--- start Recorded data ---

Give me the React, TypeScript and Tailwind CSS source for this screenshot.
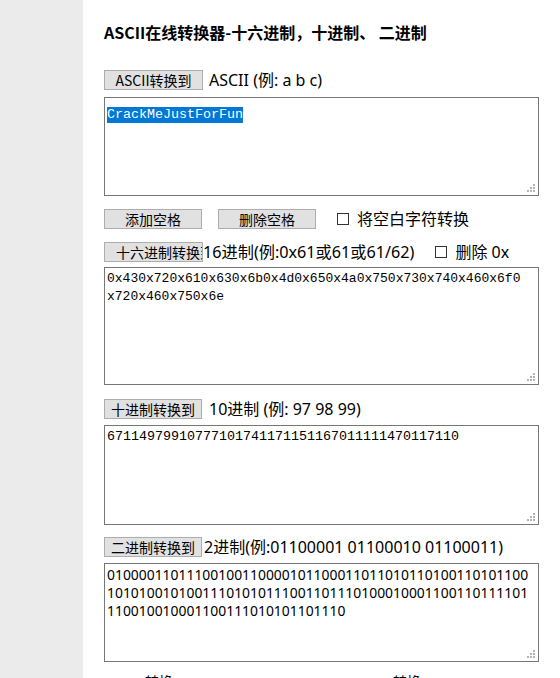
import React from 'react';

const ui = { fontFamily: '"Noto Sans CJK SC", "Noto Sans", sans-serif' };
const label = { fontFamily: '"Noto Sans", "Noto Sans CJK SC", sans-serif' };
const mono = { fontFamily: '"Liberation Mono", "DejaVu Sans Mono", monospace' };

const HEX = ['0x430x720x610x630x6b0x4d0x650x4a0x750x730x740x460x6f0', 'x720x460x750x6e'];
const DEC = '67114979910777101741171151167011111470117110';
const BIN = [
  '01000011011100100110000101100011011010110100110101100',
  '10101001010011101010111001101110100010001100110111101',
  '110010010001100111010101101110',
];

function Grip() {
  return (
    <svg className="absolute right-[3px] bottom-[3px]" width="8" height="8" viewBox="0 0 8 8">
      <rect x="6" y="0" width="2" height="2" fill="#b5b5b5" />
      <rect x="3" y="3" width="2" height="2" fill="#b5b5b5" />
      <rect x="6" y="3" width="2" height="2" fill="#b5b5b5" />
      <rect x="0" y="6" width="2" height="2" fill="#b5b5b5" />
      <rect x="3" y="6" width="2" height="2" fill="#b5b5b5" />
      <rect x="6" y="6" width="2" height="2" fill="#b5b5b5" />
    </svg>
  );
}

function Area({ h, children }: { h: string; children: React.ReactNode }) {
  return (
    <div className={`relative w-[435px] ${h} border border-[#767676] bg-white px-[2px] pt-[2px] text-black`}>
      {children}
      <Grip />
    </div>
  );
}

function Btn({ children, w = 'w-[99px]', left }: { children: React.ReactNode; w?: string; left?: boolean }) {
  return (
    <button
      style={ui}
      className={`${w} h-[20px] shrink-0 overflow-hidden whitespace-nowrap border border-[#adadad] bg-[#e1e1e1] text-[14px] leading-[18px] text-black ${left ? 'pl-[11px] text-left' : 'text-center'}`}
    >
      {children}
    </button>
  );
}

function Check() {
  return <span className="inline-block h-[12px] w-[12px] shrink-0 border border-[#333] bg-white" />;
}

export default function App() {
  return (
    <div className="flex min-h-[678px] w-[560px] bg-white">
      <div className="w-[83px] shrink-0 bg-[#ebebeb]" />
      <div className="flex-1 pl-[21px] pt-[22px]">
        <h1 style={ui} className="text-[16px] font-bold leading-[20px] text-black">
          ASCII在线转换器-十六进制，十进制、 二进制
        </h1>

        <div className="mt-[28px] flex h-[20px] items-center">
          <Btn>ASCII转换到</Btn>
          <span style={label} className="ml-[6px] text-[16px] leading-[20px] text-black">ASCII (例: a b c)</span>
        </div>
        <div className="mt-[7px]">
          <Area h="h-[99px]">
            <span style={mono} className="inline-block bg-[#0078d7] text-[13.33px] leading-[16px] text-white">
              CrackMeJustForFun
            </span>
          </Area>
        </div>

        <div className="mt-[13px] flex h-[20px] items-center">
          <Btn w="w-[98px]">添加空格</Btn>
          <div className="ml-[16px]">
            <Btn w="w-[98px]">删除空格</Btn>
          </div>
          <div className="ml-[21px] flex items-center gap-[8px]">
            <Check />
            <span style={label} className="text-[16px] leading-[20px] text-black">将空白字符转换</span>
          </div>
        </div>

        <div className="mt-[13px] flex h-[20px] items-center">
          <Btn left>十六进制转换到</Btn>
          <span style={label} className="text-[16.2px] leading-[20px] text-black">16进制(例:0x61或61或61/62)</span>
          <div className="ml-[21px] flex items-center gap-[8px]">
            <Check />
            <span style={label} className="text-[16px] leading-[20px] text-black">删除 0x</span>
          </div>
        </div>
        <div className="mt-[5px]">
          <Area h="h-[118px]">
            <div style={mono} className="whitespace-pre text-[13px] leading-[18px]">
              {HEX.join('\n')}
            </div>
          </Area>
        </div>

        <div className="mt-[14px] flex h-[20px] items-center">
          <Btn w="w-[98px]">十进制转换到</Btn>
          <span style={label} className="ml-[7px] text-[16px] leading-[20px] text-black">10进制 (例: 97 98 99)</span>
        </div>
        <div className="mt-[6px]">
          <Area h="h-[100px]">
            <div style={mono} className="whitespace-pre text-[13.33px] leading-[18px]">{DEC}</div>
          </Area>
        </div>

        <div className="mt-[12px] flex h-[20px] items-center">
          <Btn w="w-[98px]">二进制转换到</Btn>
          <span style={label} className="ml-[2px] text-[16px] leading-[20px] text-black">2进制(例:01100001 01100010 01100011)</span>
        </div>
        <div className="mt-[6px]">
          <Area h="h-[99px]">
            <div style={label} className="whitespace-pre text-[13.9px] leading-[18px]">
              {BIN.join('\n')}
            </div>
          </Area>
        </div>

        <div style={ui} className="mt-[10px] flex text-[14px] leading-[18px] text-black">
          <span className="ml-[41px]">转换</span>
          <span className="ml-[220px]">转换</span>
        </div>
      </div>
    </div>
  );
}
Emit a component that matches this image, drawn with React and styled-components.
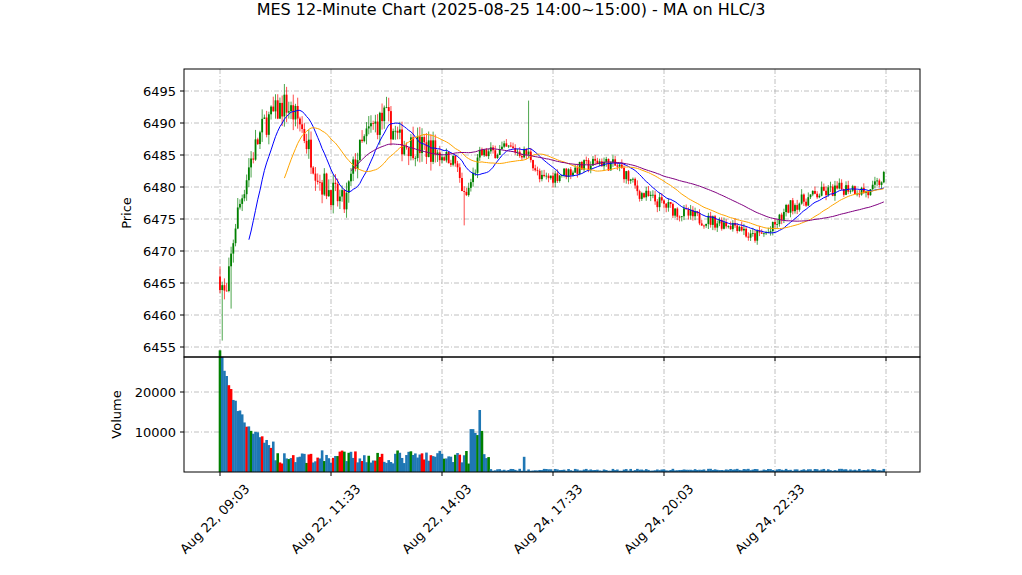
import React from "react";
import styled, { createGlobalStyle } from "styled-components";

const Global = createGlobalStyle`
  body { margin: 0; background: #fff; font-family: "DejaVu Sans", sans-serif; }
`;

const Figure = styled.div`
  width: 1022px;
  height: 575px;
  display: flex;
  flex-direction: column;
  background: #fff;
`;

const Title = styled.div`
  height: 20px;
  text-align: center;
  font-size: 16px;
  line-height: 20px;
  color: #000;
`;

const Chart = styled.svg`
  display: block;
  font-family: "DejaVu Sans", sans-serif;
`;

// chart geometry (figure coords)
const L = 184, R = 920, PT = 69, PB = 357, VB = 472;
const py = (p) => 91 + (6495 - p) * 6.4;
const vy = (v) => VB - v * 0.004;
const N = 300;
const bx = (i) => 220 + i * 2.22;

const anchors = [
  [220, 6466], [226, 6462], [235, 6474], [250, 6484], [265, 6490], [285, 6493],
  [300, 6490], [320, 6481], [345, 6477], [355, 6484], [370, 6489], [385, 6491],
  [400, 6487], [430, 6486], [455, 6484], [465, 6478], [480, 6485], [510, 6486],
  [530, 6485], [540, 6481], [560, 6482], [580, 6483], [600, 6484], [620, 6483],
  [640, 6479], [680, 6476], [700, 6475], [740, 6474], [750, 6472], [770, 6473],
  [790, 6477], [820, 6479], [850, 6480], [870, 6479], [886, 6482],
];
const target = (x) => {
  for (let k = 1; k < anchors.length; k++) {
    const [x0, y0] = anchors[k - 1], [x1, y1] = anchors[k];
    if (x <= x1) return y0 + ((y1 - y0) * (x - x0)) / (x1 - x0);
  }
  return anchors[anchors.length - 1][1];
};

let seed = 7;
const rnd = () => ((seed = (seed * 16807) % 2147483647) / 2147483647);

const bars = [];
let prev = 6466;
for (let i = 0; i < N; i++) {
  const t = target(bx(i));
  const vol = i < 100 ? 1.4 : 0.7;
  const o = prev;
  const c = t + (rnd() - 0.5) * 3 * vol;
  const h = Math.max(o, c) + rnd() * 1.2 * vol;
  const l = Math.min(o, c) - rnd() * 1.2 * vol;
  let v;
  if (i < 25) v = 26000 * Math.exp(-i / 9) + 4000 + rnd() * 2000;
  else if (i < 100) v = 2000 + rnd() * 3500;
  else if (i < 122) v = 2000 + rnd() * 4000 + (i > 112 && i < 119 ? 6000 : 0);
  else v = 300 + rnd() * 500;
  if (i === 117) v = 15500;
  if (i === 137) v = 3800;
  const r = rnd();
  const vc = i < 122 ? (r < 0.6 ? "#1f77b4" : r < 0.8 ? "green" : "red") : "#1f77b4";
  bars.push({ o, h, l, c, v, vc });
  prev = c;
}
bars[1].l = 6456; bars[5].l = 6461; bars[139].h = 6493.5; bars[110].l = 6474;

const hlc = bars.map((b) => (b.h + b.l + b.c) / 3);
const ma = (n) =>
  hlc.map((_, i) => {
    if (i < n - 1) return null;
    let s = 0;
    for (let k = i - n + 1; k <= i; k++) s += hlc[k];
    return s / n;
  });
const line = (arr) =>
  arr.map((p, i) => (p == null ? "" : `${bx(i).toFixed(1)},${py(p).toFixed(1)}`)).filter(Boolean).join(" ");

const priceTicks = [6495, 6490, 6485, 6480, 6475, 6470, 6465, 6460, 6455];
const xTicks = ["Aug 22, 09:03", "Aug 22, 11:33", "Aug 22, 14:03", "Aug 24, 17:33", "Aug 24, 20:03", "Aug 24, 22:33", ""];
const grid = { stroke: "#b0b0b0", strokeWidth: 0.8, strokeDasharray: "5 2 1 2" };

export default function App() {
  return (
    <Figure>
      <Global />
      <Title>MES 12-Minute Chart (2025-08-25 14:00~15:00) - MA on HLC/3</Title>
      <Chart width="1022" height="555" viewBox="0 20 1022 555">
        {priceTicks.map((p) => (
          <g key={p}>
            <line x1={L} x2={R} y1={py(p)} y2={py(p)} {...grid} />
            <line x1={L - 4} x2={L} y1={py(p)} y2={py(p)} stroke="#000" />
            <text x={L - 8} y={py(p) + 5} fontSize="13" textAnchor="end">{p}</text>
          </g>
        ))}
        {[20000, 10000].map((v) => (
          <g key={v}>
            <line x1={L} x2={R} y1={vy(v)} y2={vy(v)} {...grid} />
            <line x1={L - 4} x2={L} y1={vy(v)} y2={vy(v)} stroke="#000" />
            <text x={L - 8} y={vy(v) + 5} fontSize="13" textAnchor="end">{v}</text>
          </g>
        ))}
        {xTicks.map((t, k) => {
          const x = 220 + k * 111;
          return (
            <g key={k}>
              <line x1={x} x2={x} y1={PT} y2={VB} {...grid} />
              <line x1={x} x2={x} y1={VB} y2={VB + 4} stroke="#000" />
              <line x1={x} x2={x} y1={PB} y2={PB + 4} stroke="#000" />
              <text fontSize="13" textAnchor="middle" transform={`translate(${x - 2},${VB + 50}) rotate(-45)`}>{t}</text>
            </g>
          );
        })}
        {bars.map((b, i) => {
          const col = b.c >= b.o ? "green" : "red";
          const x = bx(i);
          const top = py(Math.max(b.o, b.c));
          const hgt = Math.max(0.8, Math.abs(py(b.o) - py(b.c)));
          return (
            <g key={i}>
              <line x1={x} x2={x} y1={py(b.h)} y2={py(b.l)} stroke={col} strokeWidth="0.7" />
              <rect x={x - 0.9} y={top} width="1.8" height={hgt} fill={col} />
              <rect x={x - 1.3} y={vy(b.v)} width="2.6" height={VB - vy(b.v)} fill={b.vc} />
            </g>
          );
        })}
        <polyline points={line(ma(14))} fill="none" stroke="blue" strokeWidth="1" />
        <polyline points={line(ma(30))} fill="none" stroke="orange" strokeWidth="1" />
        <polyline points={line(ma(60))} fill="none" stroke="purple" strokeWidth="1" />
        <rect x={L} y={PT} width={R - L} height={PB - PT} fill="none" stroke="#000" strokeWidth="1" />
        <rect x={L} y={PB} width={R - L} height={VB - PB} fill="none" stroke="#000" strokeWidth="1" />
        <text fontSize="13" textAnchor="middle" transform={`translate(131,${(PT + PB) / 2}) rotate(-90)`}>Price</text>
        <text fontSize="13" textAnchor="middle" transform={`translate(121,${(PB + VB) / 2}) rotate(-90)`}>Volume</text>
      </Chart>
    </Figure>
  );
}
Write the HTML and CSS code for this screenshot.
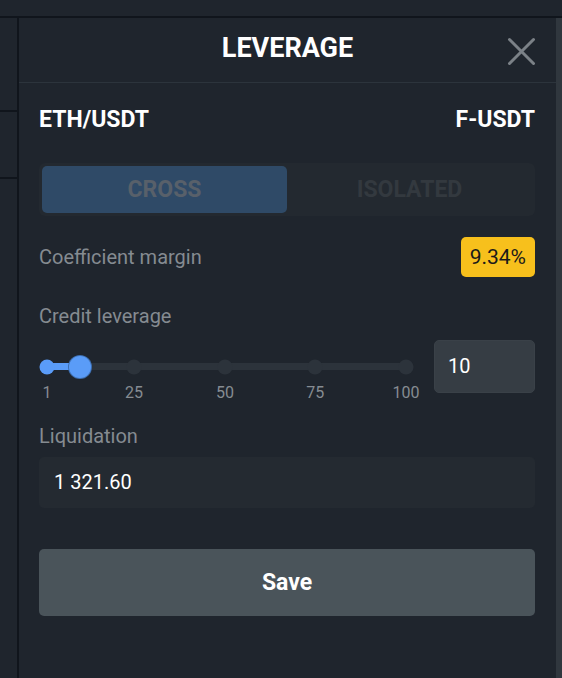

--- end Recorded data ---

- Written task
Above are some entries; copy exactly the lines from the line with "Emit a component" through the line with "const rnd = ()", both included, but none of the pictures.

- Reply
Emit a component that matches this image, drawn with React and styled-components.
import React from "react";
import styled, { createGlobalStyle } from "styled-components";

const Global = createGlobalStyle`
  body { margin: 0; background: #fff; font-family: "DejaVu Sans", sans-serif; }
`;

const Figure = styled.div`
  width: 1022px;
  height: 575px;
  display: flex;
  flex-direction: column;
  background: #fff;
`;

const Title = styled.div`
  height: 20px;
  text-align: center;
  font-size: 16px;
  line-height: 20px;
  color: #000;
`;

const Chart = styled.svg`
  display: block;
  font-family: "DejaVu Sans", sans-serif;
`;

// chart geometry (figure coords)
const L = 184, R = 920, PT = 69, PB = 357, VB = 472;
const py = (p) => 91 + (6495 - p) * 6.4;
const vy = (v) => VB - v * 0.004;
const N = 300;
const bx = (i) => 220 + i * 2.22;

const anchors = [
  [220, 6466], [226, 6462], [235, 6474], [250, 6484], [265, 6490], [285, 6493],
  [300, 6490], [320, 6481], [345, 6477], [355, 6484], [370, 6489], [385, 6491],
  [400, 6487], [430, 6486], [455, 6484], [465, 6478], [480, 6485], [510, 6486],
  [530, 6485], [540, 6481], [560, 6482], [580, 6483], [600, 6484], [620, 6483],
  [640, 6479], [680, 6476], [700, 6475], [740, 6474], [750, 6472], [770, 6473],
  [790, 6477], [820, 6479], [850, 6480], [870, 6479], [886, 6482],
];
const target = (x) => {
  for (let k = 1; k < anchors.length; k++) {
    const [x0, y0] = anchors[k - 1], [x1, y1] = anchors[k];
    if (x <= x1) return y0 + ((y1 - y0) * (x - x0)) / (x1 - x0);
  }
  return anchors[anchors.length - 1][1];
};

let seed = 7;
const rnd = () => ((seed = (seed * 16807) % 2147483647) / 2147483647);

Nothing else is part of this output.